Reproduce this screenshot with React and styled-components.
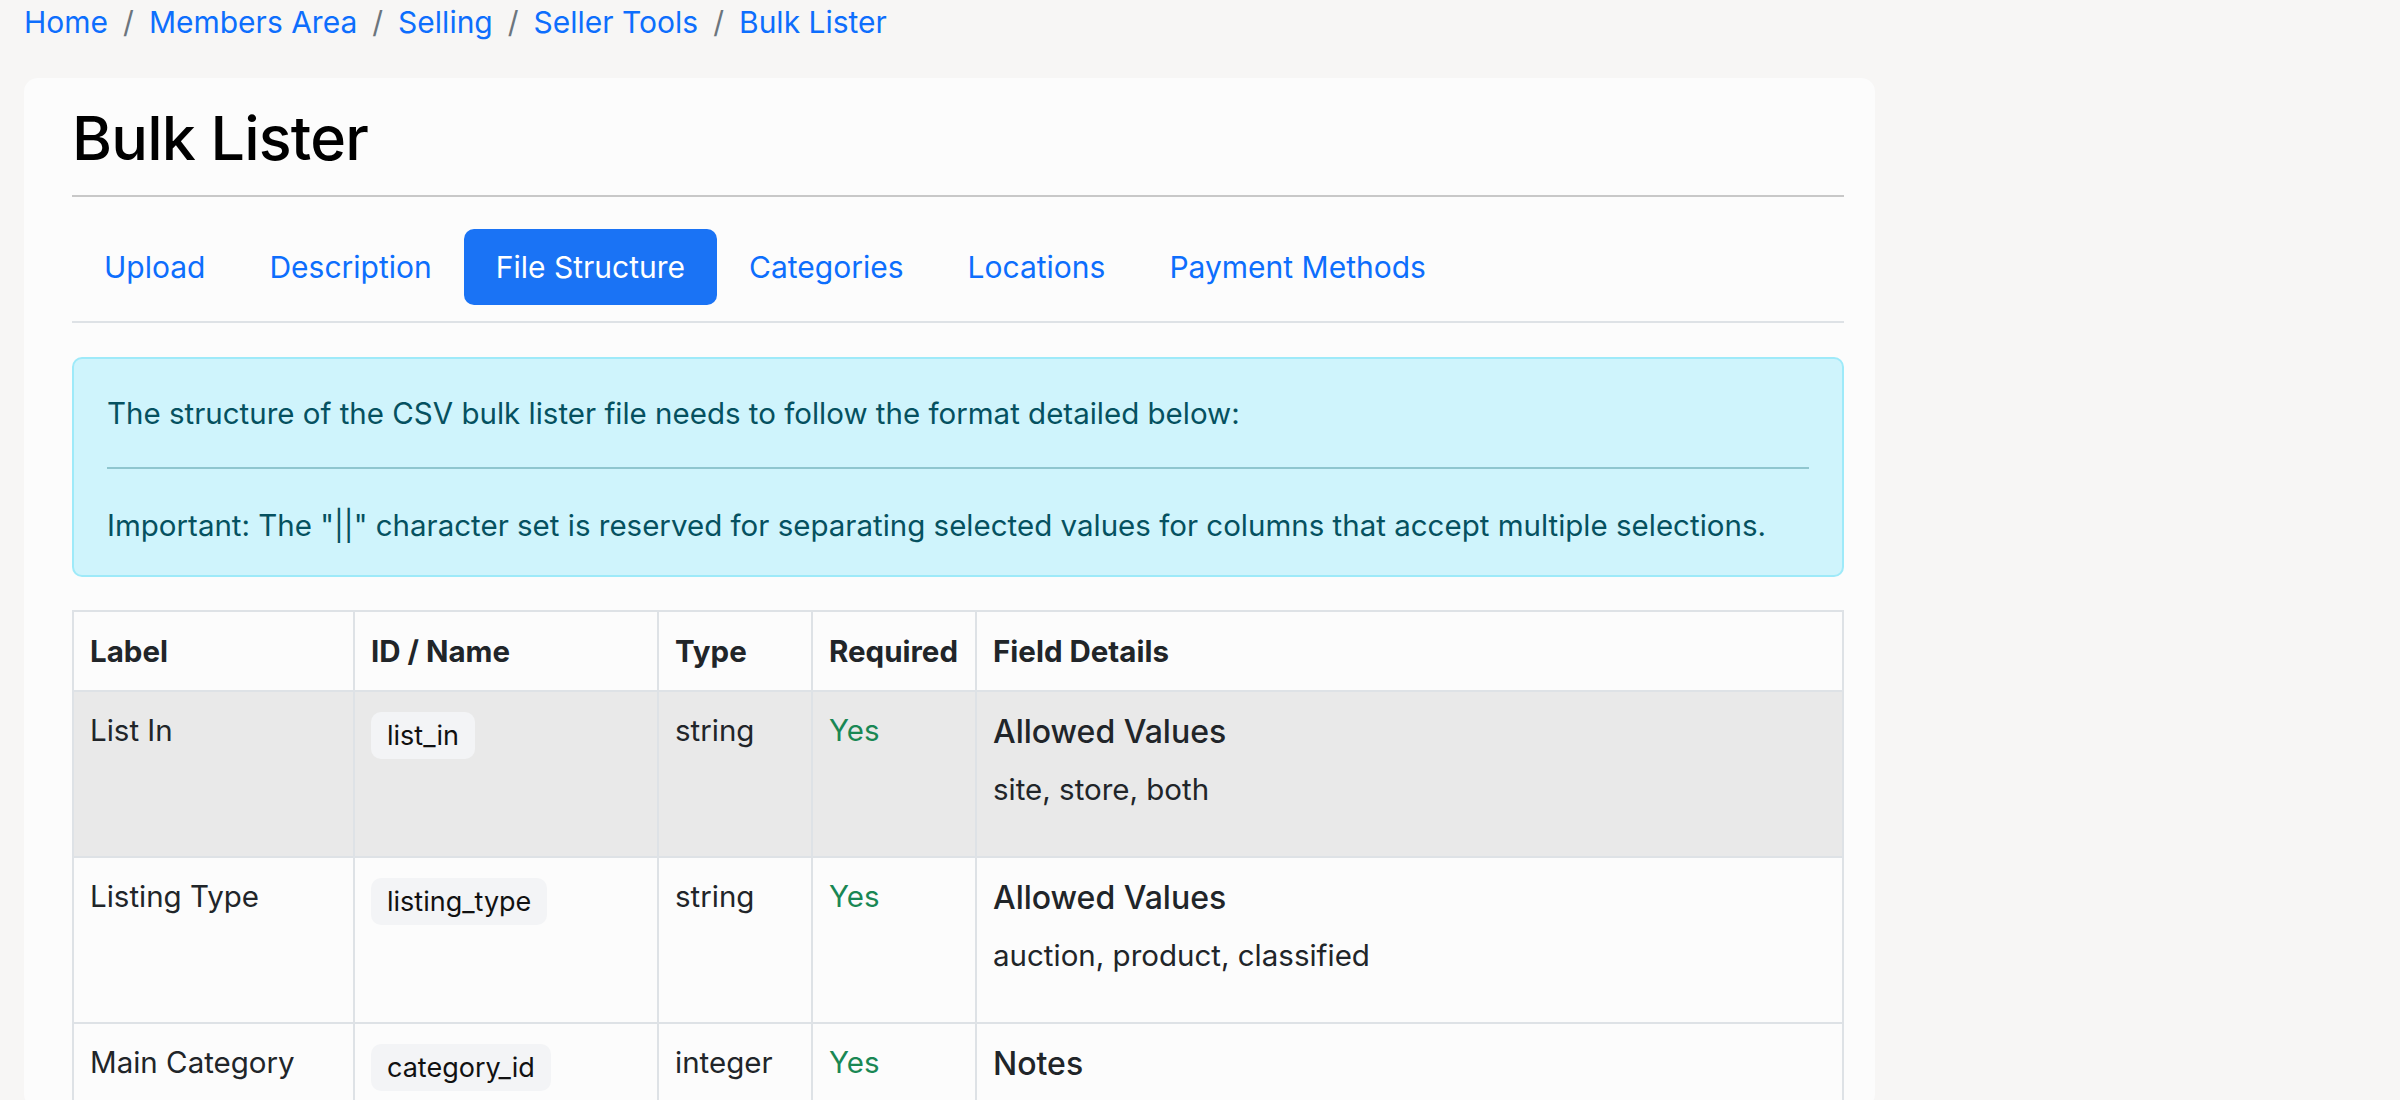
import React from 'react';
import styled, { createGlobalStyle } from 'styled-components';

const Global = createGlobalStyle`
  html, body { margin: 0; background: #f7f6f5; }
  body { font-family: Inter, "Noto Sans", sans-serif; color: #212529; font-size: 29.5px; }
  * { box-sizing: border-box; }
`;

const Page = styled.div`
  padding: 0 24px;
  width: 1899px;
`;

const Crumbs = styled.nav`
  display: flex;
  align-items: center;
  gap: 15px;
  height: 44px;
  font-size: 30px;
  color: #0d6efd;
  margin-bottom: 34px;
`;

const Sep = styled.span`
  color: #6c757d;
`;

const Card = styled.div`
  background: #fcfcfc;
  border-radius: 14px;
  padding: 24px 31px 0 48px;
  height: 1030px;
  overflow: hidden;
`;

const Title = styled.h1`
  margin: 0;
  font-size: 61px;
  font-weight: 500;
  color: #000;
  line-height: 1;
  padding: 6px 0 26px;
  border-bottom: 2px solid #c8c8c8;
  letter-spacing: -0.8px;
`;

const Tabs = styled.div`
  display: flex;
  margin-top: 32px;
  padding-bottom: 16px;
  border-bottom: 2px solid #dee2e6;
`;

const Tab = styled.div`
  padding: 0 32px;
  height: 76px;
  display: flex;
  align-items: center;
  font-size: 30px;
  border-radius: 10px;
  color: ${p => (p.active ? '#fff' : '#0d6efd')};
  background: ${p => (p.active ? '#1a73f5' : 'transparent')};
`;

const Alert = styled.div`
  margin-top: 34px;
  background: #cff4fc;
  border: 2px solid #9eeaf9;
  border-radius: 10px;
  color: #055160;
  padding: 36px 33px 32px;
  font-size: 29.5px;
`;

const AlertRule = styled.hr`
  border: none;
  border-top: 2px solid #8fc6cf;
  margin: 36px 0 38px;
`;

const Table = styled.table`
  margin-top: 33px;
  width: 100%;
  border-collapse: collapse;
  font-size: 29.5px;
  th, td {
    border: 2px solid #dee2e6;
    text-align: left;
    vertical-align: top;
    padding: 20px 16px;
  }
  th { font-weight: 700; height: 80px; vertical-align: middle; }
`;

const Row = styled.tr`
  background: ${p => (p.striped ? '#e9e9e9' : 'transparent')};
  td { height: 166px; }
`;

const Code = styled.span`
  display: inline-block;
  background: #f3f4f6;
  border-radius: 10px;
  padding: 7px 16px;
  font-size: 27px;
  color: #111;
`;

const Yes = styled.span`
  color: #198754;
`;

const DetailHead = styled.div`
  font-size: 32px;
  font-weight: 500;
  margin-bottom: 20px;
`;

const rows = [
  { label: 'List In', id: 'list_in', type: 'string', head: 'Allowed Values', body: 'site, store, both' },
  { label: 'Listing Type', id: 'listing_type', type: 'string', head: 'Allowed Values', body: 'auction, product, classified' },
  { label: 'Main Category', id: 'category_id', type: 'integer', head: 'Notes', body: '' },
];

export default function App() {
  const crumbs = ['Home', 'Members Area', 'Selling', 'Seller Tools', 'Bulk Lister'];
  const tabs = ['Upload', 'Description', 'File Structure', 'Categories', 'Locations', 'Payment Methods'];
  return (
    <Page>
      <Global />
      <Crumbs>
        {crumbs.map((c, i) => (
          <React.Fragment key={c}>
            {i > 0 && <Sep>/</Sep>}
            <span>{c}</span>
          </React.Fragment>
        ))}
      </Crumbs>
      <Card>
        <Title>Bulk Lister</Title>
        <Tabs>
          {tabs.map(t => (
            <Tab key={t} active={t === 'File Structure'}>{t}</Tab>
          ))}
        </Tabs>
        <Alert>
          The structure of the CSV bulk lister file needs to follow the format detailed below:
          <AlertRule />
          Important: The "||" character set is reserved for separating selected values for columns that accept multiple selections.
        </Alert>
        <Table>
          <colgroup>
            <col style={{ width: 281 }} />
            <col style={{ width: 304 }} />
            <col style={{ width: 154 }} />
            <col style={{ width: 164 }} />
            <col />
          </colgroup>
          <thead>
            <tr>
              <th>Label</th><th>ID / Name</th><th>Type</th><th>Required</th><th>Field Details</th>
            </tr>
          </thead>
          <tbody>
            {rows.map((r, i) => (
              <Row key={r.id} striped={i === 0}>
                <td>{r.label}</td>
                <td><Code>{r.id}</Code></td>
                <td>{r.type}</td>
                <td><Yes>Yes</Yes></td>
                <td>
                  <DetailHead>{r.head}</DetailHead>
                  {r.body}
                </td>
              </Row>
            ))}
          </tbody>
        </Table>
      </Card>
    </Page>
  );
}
- - - - -
§ **WHAT THE TASK ASKS**: Return the material word for word. Pictures are not part of the copy.

§ **RESULT OF THE TASK**:
Reproduce this screenshot with React and styled-components.
import React from 'react';
import styled, { createGlobalStyle } from 'styled-components';

const Global = createGlobalStyle`
  html, body { margin: 0; background: #f7f6f5; }
  body { font-family: Inter, "Noto Sans", sans-serif; color: #212529; font-size: 29.5px; }
  * { box-sizing: border-box; }
`;

const Page = styled.div`
  padding: 0 24px;
  width: 1899px;
`;

const Crumbs = styled.nav`
  display: flex;
  align-items: center;
  gap: 15px;
  height: 44px;
  font-size: 30px;
  color: #0d6efd;
  margin-bottom: 34px;
`;

const Sep = styled.span`
  color: #6c757d;
`;

const Card = styled.div`
  background: #fcfcfc;
  border-radius: 14px;
  padding: 24px 31px 0 48px;
  height: 1030px;
  overflow: hidden;
`;

const Title = styled.h1`
  margin: 0;
  font-size: 61px;
  font-weight: 500;
  color: #000;
  line-height: 1;
  padding: 6px 0 26px;
  border-bottom: 2px solid #c8c8c8;
  letter-spacing: -0.8px;
`;

const Tabs = styled.div`
  display: flex;
  margin-top: 32px;
  padding-bottom: 16px;
  border-bottom: 2px solid #dee2e6;
`;

const Tab = styled.div`
  padding: 0 32px;
  height: 76px;
  display: flex;
  align-items: center;
  font-size: 30px;
  border-radius: 10px;
  color: ${p => (p.active ? '#fff' : '#0d6efd')};
  background: ${p => (p.active ? '#1a73f5' : 'transparent')};
`;

const Alert = styled.div`
  margin-top: 34px;
  background: #cff4fc;
  border: 2px solid #9eeaf9;
  border-radius: 10px;
  color: #055160;
  padding: 36px 33px 32px;
  font-size: 29.5px;
`;

const AlertRule = styled.hr`
  border: none;
  border-top: 2px solid #8fc6cf;
  margin: 36px 0 38px;
`;

const Table = styled.table`
  margin-top: 33px;
  width: 100%;
  border-collapse: collapse;
  font-size: 29.5px;
  th, td {
    border: 2px solid #dee2e6;
    text-align: left;
    vertical-align: top;
    padding: 20px 16px;
  }
  th { font-weight: 700; height: 80px; vertical-align: middle; }
`;

const Row = styled.tr`
  background: ${p => (p.striped ? '#e9e9e9' : 'transparent')};
  td { height: 166px; }
`;

const Code = styled.span`
  display: inline-block;
  background: #f3f4f6;
  border-radius: 10px;
  padding: 7px 16px;
  font-size: 27px;
  color: #111;
`;

const Yes = styled.span`
  color: #198754;
`;

const DetailHead = styled.div`
  font-size: 32px;
  font-weight: 500;
  margin-bottom: 20px;
`;

const rows = [
  { label: 'List In', id: 'list_in', type: 'string', head: 'Allowed Values', body: 'site, store, both' },
  { label: 'Listing Type', id: 'listing_type', type: 'string', head: 'Allowed Values', body: 'auction, product, classified' },
  { label: 'Main Category', id: 'category_id', type: 'integer', head: 'Notes', body: '' },
];

export default function App() {
  const crumbs = ['Home', 'Members Area', 'Selling', 'Seller Tools', 'Bulk Lister'];
  const tabs = ['Upload', 'Description', 'File Structure', 'Categories', 'Locations', 'Payment Methods'];
  return (
    <Page>
      <Global />
      <Crumbs>
        {crumbs.map((c, i) => (
          <React.Fragment key={c}>
            {i > 0 && <Sep>/</Sep>}
            <span>{c}</span>
          </React.Fragment>
        ))}
      </Crumbs>
      <Card>
        <Title>Bulk Lister</Title>
        <Tabs>
          {tabs.map(t => (
            <Tab key={t} active={t === 'File Structure'}>{t}</Tab>
          ))}
        </Tabs>
        <Alert>
          The structure of the CSV bulk lister file needs to follow the format detailed below:
          <AlertRule />
          Important: The "||" character set is reserved for separating selected values for columns that accept multiple selections.
        </Alert>
        <Table>
          <colgroup>
            <col style={{ width: 281 }} />
            <col style={{ width: 304 }} />
            <col style={{ width: 154 }} />
            <col style={{ width: 164 }} />
            <col />
          </colgroup>
          <thead>
            <tr>
              <th>Label</th><th>ID / Name</th><th>Type</th><th>Required</th><th>Field Details</th>
            </tr>
          </thead>
          <tbody>
            {rows.map((r, i) => (
              <Row key={r.id} striped={i === 0}>
                <td>{r.label}</td>
                <td><Code>{r.id}</Code></td>
                <td>{r.type}</td>
                <td><Yes>Yes</Yes></td>
                <td>
                  <DetailHead>{r.head}</DetailHead>
                  {r.body}
                </td>
              </Row>
            ))}
          </tbody>
        </Table>
      </Card>
    </Page>
  );
}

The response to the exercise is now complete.